Konon, Candi Muarajambi yamg merupakan kompleks percandian terluas itu di dalamnya terdapat sebanyak 82 reruntuhan bangunan kuno. Candi Muarajambi yang sering disebut Muarojambi atau Muaro Jambi itu merupakan peninggalan sejarah masa lampau.

Setiap tahunnya, ribuan umat Budha terutama dari Kota Jambi dan  sekitarnya mendatangi kompleks percandian Muarajambi untuk melakukan ritual. Kompleks percandian tersebut saat ini sedang dalam proses pemugaran oleh pemerintah.

Candi Muarajambi di tepi aliran Sungai Batanghari itu  diperkirakan didirikan pada abad ke -11 Masehi, dan merupakan kompleks percandian terbesar dan terawat di Pulau Sumatera.

Dalam buku yang diterbitkan Balai Pelestarian Cagar Budaya Jambi, disebutkan bahwa peninggalan kepurbakalaan itu meliputi kompleks percandian, situs permukiman kuno, dan sistem jaringan perairan masa lalu.

Kawasan tersebut mencakup delapan desa, yakni Desa Muara Jambi,  Danau  Lamo, Dusun Baru, Kemingking Luar, Kemingking Dalam, Dudun Mudo, Teluk Jambu dan Tebat Patah. Desa-desa tersebut masuk Kecamatan Maro Sebo dan Taman Rajo, Muarajambi.

Kompleks percandian Muarajambi atau berjarak tempuh sekitar 25 kilometer dari Kota Jambi itu telah dicalonkan ke UNESCO untuk dijadikan situs warisan dunia.

Gubernur Jambi Zumi Zola Zulkifli mendorong agar Candi Muarajambi bisa dimasukkan warisan budaya dunia sebagai upaya meningkatkan kunjungan wisatawan ke provinsi itu di masa mendatang.

"Kita berharap keberadaan Candi Muarajambi sebagai kebanggaan kita ini bisa dijadikan salah satu warisan dunia. Kita berharap peluang itu tetap terbuka lebar untuk Candi Muarajambi," katanya.

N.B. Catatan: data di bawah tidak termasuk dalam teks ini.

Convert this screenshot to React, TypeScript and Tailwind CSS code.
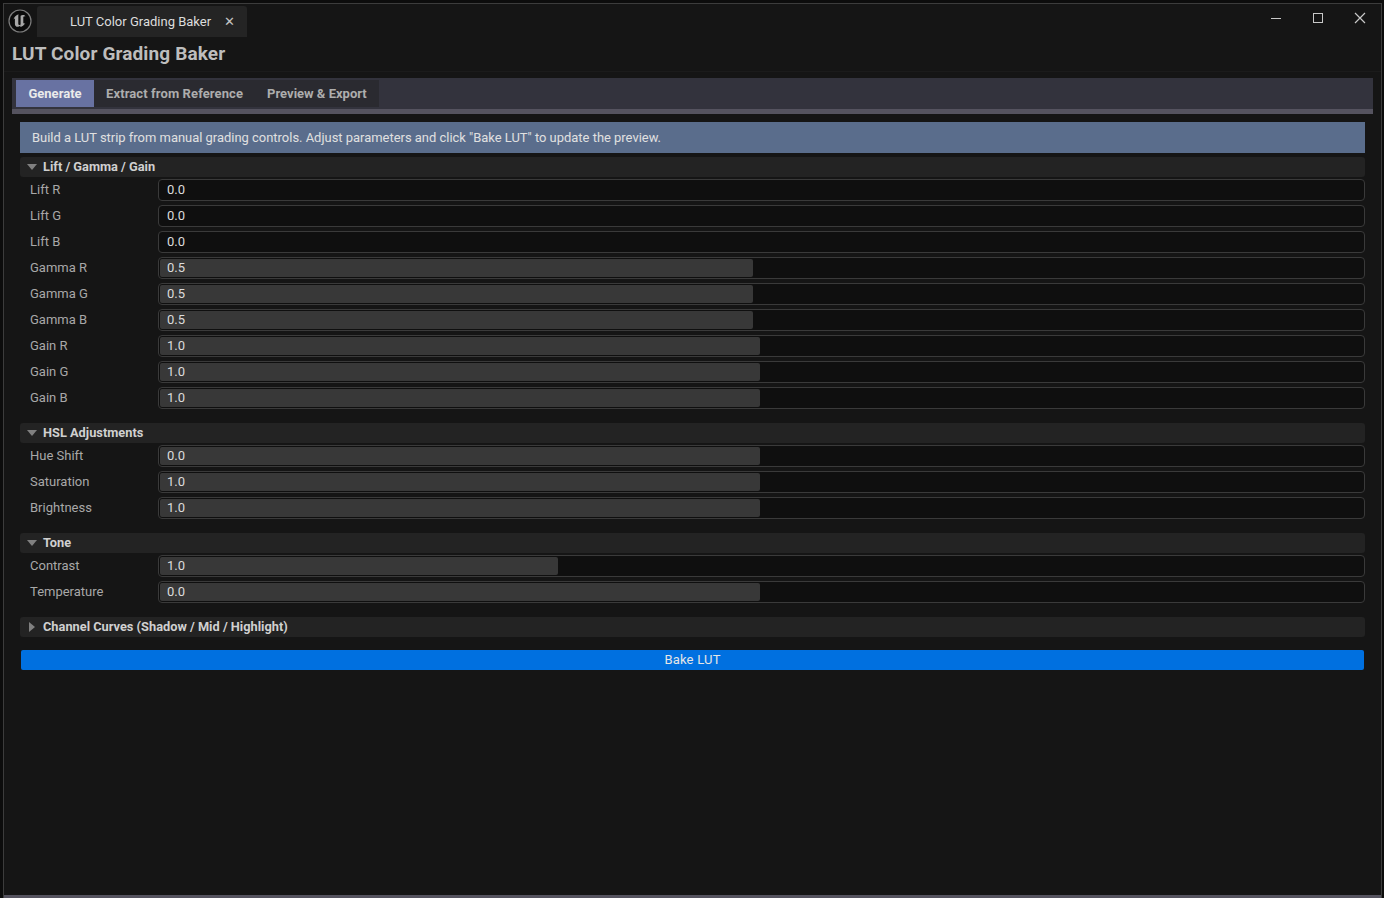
import { ReactNode } from "react";

interface Row {
    label: string;
    value: string;
    fill?: number; // width of the slider fill in px
}

const liftRows: Row[] = [
    { label: "Lift R", value: "0.0" },
    { label: "Lift G", value: "0.0" },
    { label: "Lift B", value: "0.0" },
    { label: "Gamma R", value: "0.5", fill: 593 },
    { label: "Gamma G", value: "0.5", fill: 593 },
    { label: "Gamma B", value: "0.5", fill: 593 },
    { label: "Gain R", value: "1.0", fill: 600 },
    { label: "Gain G", value: "1.0", fill: 600 },
    { label: "Gain B", value: "1.0", fill: 600 },
];

const hslRows: Row[] = [
    { label: "Hue Shift", value: "0.0", fill: 600 },
    { label: "Saturation", value: "1.0", fill: 600 },
    { label: "Brightness", value: "1.0", fill: 600 },
];

const toneRows: Row[] = [
    { label: "Contrast", value: "1.0", fill: 398 },
    { label: "Temperature", value: "0.0", fill: 600 },
];

const EngineLogo = () => (
    <svg width="24" height="24" viewBox="0 0 24 24" className="shrink-0">
        <circle cx="12" cy="12" r="11" fill="#0b0b0b" stroke="#7c7c7c" strokeWidth="1.2" />
        <path
            d="M10.500 5.200C7.700 6.300 5.800 8.400 5.600 10.500c.4-.6.9-.9 1.300-.9v5.300c0 1.800 1.200 2.900 2.700 2.900 1 0 1.900-.5 2.700-1.400l.1 1.500c1.800-.4 3.600-1.700 4.900-3.700-.6.4-1.300.5-1.700.1-.3-.3-.3-.7-.3-1.200V7.800c.8-.6 1.500-.7 2.200-.4-1-1.500-3.200-1.800-4.900-.6v8.600c-.5.5-1.100.7-1.600.5-.5-.2-.7-.6-.7-1.100V7.300c0-.9.100-1.500.200-2.100z"
            fill="#a8a8a8"
        />
    </svg>
);

const Section = ({ title, open = true, children }: { title: string; open?: boolean; children?: ReactNode }) => (
    <div className="flex flex-col">
        <div className="flex h-5 items-center rounded-[3px] bg-[#232323] pl-[7px] text-[12.8px] font-bold text-[#d0d0d0]">
            {open ? (
                <span className="h-0 w-0 border-x-[5px] border-t-[6px] border-x-transparent border-t-[#808080]" />
            ) : (
                <span className="ml-[2px] mr-[2px] h-0 w-0 border-y-[5px] border-l-[6px] border-y-transparent border-l-[#808080]" />
            )}
            <span className="ml-[6px]">{title}</span>
        </div>
        {children && <div className="mt-[2px] flex flex-col gap-1">{children}</div>}
    </div>
);

const FieldRow = ({ label, value, fill }: Row) => (
    <div className="flex h-[22px] items-center">
        <span className="w-[138px] pl-[10px] text-[13px] text-[#a8a8a8]">{label}</span>
        <div className="relative h-[22px] flex-1 rounded-[4px] border border-[#3a3a3a] bg-[#0f0f0f]">
            {fill && (
                <div
                    className="absolute left-px top-px h-[18px] rounded-[2px] bg-[#383838]"
                    style={{ width: fill }}
                />
            )}
            <span className="absolute left-2 top-0 text-[13px] leading-5 text-[#dcdcdc]">{value}</span>
        </div>
    </div>
);

export default function App() {
    return (
        <div className="h-[898px] w-[1384px] overflow-hidden bg-[#0c0c0c] pl-[3px] pr-[2px] pt-[3px] font-['Roboto',sans-serif]">
            <div className="flex h-[895px] flex-col border-l border-r border-t border-[#3c3c3c] bg-[#151515]">
                {/* title bar */}
                <div className="flex h-[33px] shrink-0 items-end">
                    <div className="mb-[4px] ml-[4px] mr-[5px]">
                        <EngineLogo />
                    </div>
                    <div className="flex h-[31px] w-[210px] items-center rounded-t-[3px] bg-[#242424] pl-[33px] text-[13px] text-[#dddddd]">
                        <span>LUT Color Grading Baker</span>
                        <span className="ml-[13px] text-[13px] leading-none text-[#c4c4c4]">✕</span>
                    </div>
                    <div className="ml-auto flex h-full items-start pt-[8px] text-[#c8c8c8]">
                        <svg width="12" height="12" viewBox="0 0 12 12" className="mr-[30px]">
                            <path d="M1 6.500h10" stroke="currentColor" strokeWidth="1" />
                        </svg>
                        <svg width="12" height="12" viewBox="0 0 12 12" className="mr-[30px]">
                            <rect x="1.500" y="1.500" width="9" height="9" fill="none" stroke="currentColor" strokeWidth="1" />
                        </svg>
                        <svg width="12" height="12" viewBox="0 0 12 12" className="mr-[15px]">
                            <path d="M1 1l10 10M11 1L1 11" stroke="currentColor" strokeWidth="1.200" />
                        </svg>
                    </div>
                </div>

                {/* window heading */}
                <div className="h-[35px] shrink-0 border-b border-[#1b1b1b] pl-2 pt-[4px] text-[19px] font-bold leading-[26px] tracking-[0.13px] text-[#bdbdbd]">
                    LUT Color Grading Baker
                </div>

                {/* tabs */}
                <div className="ml-2 mr-2 mt-[6px] flex h-9 shrink-0 flex-col bg-[#33333d]">
                    <div className="flex h-[27px] pl-1 pt-[2px] text-[13px] font-bold">
                        <div className="flex h-[27px] w-[78px] items-center justify-center bg-[#6872a2] text-[#ebebeb]">Generate</div>
                        <div className="flex h-[27px] w-[285px] items-center bg-[#2a2a30] text-[#adadad]">
                            <span className="px-3 tracking-[0.1px]">Extract from Reference</span>
                            <span className="px-3">Preview &amp; Export</span>
                        </div>
                    </div>
                    <div className="mt-auto h-[5px] bg-[#55535f]" />
                </div>

                {/* body */}
                <div className="ml-4 mr-4 mt-2 flex flex-1 flex-col">
                    <div className="flex h-[31px] items-center bg-[#5a6d8c] pl-3 text-[12.940px] text-[#e0e0e0]">
                        Build a LUT strip from manual grading controls. Adjust parameters and click "Bake LUT" to update the preview.
                    </div>
                    <div className="mt-1 flex flex-col gap-[6px]">
                        <Section title="Lift / Gamma / Gain">
                            {liftRows.map((r) => (
                                <FieldRow key={r.label} {...r} />
                            ))}
                        </Section>
                        <div className="mt-[8px]">
                            <Section title="HSL Adjustments">
                                {hslRows.map((r) => (
                                    <FieldRow key={r.label} {...r} />
                                ))}
                            </Section>
                        </div>
                        <div className="mt-[8px]">
                            <Section title="Tone">
                                {toneRows.map((r) => (
                                    <FieldRow key={r.label} {...r} />
                                ))}
                            </Section>
                        </div>
                        <div className="mt-[8px]">
                            <Section title="Channel Curves (Shadow / Mid / Highlight)" open={false} />
                        </div>
                    </div>
                    <div className="mx-px mt-[13px] flex h-5 items-center justify-center rounded-[2px] bg-[#0070e0] text-[13px] tracking-[0.2px] text-[#e6e6e6]">
                        Bake LUT
                    </div>
                </div>

                {/* bottom edge */}
                <div className="h-[3px] shrink-0 bg-[#55535f]" />
            </div>
        </div>
    );
}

World heritage untuk Candi Muarajambi itu penting seperti Candi Borobudur sebagai upaya untuk meningkatkan kunjungan wisatawan, selain juga perhatian negara-negara luar terhadap peninggalan sejarah itu tinggi sekali, kata gubernur menjelaskan.

"Selama ini kita sekadar tahu ada Candi Muarajambi, tapi tidak ada yang tahu kalau di sini banyak cerita di belakang (candi) itu,  terutama untuk generasi muda," kata Zumi Zola menambahkan.

Gubernur juga mengatakan, Tim Lacak Artefak dalam jumlah yang besar akan menguak sejarah Candi Muarajambi dan sejarah budaya Provinsi Jambi dibantu juga oleh budayawan lokal.

Candi Muarojambi, kata Zola bukan hanya punya cerita saja, tapi ternyata candi terluas di Asia Tenggara itu ada kaitannya dengan sejarah di Kabupaten Kerinci dan 'geopark' di Merangin (Jambi).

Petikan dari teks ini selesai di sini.